How long would it take one person to remake a AAA game from 20-30 years ago?

It depends on what you mean by 'AAA game', since I think you can argue pretty convincingly that there were no AAA games in the sense we'd recognize from modern use of the term 30 years ago.

Could you do it? Sure. Lots of people have small teams and are doing amazing work.

Is it 20-30-years-ago-'AAA'-quality work? It depends on your benchmarks for quality. Some older games are great. Others are terrible. Some genres have changed a lot. Low-poly 3D and acceptable 2D art have much higher quality bars now.

Would a game from 30 years ago without any UI/UX improvements be competitive in a modern market? It might be.

If you surf on over to r/rotp you can see a feature clone of Master of Orion 1 that's... well, it's pretty fucking fun. It's eaten a couple evenings over here, but it's still kinda clunky around the edges.

I still own a copy of SimCity 2000, my favorite game when I was a kid. Is it still fun? I think so. I think both these games have very tight designs with no fat, I think they're extremely well paced. Those are timeless qualities.

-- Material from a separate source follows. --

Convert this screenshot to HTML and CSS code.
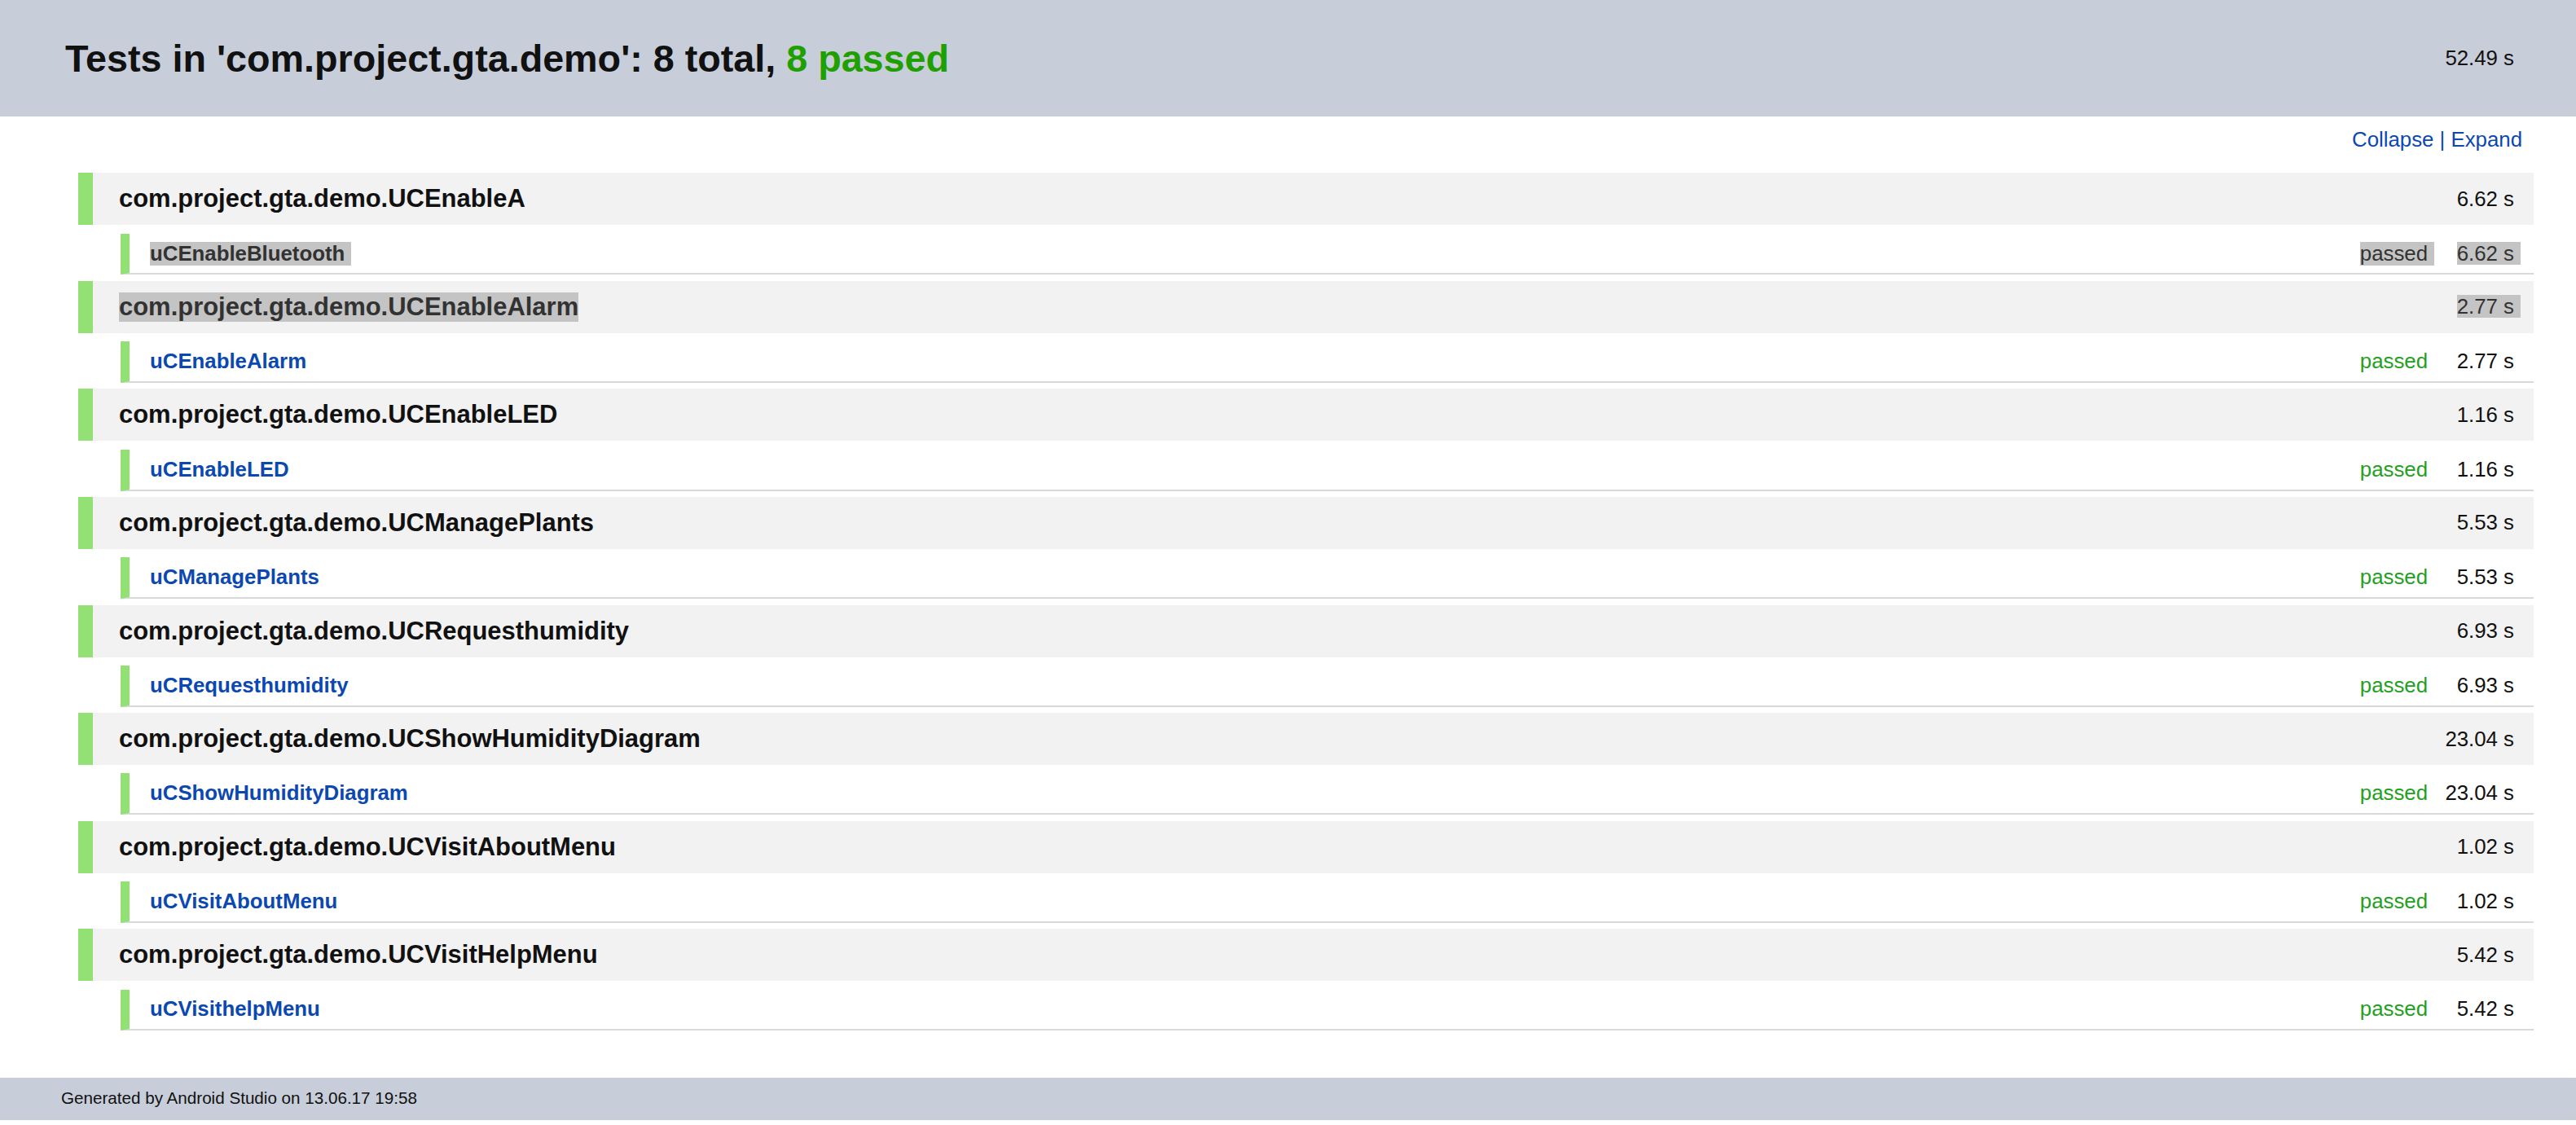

Can you produce work of sufficient quality, that is competitive in a modern market, efficiently in time and resources? I don't know you, your skills, and your ambitions. I know a lot of people bite off more than they can chew early on, because I have in the past, and now my projects are smaller and more careful in their scope.

You could burn yourself out without having a working game, too. Is the risk of burnout worth it to you? You need sleep and rest to live. The quality of your output will suffer over the long haul.